Manufacturers of scopes often refer to the optic triangle. If you think of a scope’s internal workings as a prism with three sides, it may be helpful. Think of a triangle! One side would be the magnification of a scope. The next side would be the exit pupil or the diameter of the shaft of light emitted on the eyepiece end. The final side is the field of view of the scope. The bell end of the scope is simply the light gathering end and contributes nothing to the triangle.
If you stretch one side of the triangle from an equal-sided triangle to a right triangle, it changes the length of the sides. Thusly, if you increase the magnification of a scope, you then decrease the field of view. If you decrease the magnification, you increase the light emitted to your eye and increase the field of view. What does this mean? It means that a balanced scope with 4 to 7 power is going to gather more light at dark than a 12-power scope of the same quality.
There is a catch though. Even though very nice scopes can give you wide-exit pupil widths of 7 mm plus, the human eye (by virtue of the diameter of the pupil opening) can only use about a 5 mm exit pupil width. I cannot tell the light transmission difference between my bulky Swarovski 3x12x56 over a 3x9x40 Leupold. So what does this all mean?
When I reach into my gun vault for a rifle to throw in the back of my truck, is it my custom made .270 Mauser with the Douglas premium air-gauge barrel and fully floated bishop stock that shoots a .5-inch group all day long? No it’s the beat-up .30-06 Ruger with the plastic stock and compact 3.5x10x50 Leupold Vari X-3.
Why? It just fits me and I have traveled all over the world and taken every type of animal with hurried snap shots and shots out to 400 yards with it.
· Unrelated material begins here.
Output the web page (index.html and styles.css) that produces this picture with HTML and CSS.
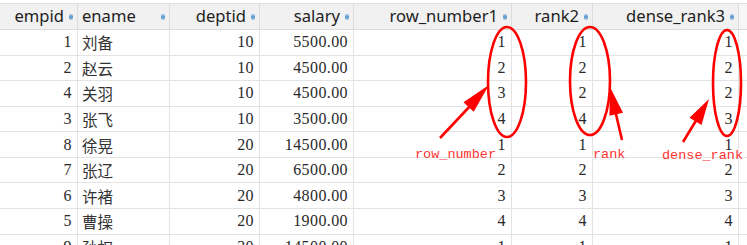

It has never failed to feed even in wet, dirty conditions. It shoots about a 1-1/2- inch group at 100 yards with the heavy duplex Leupold and I can see well into the late evening until it is unethical to shoot.
So I guess in the end, the caliber, make and price of a deer rifle are secondary. Finding that rifle that is an extension of yourself and one that you have complete confidence in is the key. It took me a lot of trial and error, but that “aha” moment finally came.